Прозванный в юности хохлом за свою простоватую внешность и сильный малорусский говор, Безбородко остался неизменен и на высоте.
Распутник, обжора, пьяница, содержащий настоящий гарем, Безбородко, как это знали все, по субботам уходил из своего богатого дворца, переодевшись простым обывателем, и с сотней рублей в кармане пьянствовал и развратничал в самых грязных притонах до утра понедельника.
Затем возвращался домой, где короткий сон и холодные ванны возвращали ему всё самообладание и важный вид вельможи.
Так же, по странному совпадению, поступал и Храповицкий.
Когда кончалось его дежурство во дворце и не предвиделось дел, по которым государыня могла бы вызвать его в неурочное время, Храповицкий отводил душу, посещая самые грязные притоны столицы, где не раз в пьяном виде затевал даже драки, рискуя быть искалеченным, если не убитым на месте.

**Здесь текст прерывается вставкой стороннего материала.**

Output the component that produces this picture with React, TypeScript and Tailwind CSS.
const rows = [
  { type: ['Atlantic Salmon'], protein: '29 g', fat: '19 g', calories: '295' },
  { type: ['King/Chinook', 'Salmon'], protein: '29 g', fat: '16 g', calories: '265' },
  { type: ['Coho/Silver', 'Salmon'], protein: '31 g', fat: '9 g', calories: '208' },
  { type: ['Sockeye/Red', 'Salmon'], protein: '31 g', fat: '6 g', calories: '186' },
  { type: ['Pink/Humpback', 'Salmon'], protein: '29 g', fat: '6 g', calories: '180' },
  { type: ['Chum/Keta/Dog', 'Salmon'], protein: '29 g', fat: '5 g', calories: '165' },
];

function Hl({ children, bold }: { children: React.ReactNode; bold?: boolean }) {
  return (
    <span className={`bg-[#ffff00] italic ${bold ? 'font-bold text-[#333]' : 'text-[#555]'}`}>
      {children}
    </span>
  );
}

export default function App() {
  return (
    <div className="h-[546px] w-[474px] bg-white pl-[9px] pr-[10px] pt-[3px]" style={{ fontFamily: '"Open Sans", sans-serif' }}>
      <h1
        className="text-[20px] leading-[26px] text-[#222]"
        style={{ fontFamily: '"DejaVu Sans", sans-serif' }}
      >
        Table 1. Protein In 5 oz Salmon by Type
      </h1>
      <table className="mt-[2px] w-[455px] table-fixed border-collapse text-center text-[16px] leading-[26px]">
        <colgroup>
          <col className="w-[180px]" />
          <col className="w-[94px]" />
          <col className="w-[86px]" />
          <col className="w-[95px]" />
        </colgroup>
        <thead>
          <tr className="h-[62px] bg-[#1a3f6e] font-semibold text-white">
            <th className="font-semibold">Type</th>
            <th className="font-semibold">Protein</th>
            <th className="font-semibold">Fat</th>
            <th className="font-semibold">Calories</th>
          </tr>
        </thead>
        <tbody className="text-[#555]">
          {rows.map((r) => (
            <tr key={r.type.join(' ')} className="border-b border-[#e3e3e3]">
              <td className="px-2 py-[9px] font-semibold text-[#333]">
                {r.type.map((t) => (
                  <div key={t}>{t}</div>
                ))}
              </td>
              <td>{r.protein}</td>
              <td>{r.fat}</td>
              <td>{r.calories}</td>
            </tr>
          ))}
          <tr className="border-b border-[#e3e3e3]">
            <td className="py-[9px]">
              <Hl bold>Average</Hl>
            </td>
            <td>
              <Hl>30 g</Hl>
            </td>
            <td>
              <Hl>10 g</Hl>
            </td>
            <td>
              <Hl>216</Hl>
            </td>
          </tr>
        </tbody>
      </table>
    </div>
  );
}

Известен случай, когда однажды утром явился к Храповицкому какой-то посетитель и обомлел. Он узнал в сановитом вельможе пьяного толстяка, которого накануне, в притоне, пришлось ему в ссоре избить. Сомневаться нельзя было уже потому, что на лице вельможи сохранились явные следы ночного побоища, замазанные и покрытые пластырями.
Добрый по душе, Храповицкий ласково принял вчерашнего обидчика, как будто никогда с ним не сталкивался, и решил его дело как только мог лучше.
Стоя вне всяких партий, уверенный в своём личном положении, Храповицкий не интриговал, не подкапывался ни под кого из окружающих, напротив, был со всеми в хороших отношениях, хотя и не старался услужить никому из враждующих между собой придворных и фаворитов.
За ним не примечали и другого, общего для всех греха – лихоимства.
– Готова дать голову на отсечение, что Храповицкий взяток не берёт, – сказала о нём как-то государыня, которая хорошо знала всех своих приближённых с их достоинствами, недостатками и грешками.
И Храповицкий долгое время пользовался особым доверием Екатерины. И только под конец своей жизни она охладела к умному придворному из-за самой, казалось бы, безобидной вещи.
Ежедневно для потомства записывал Храповицкий всё, что слышал во время своих докладов от императрицы.
В правдивую запись он не вносил ничего от себя: ни мыслей, ни соображений, ни личных чувств. Как в зеркале, отразилась тут одна сторона жизни этой сложной женщины, желающей всегда и во всём остаться госпожой, испытывать других, а не служить предметом изучения.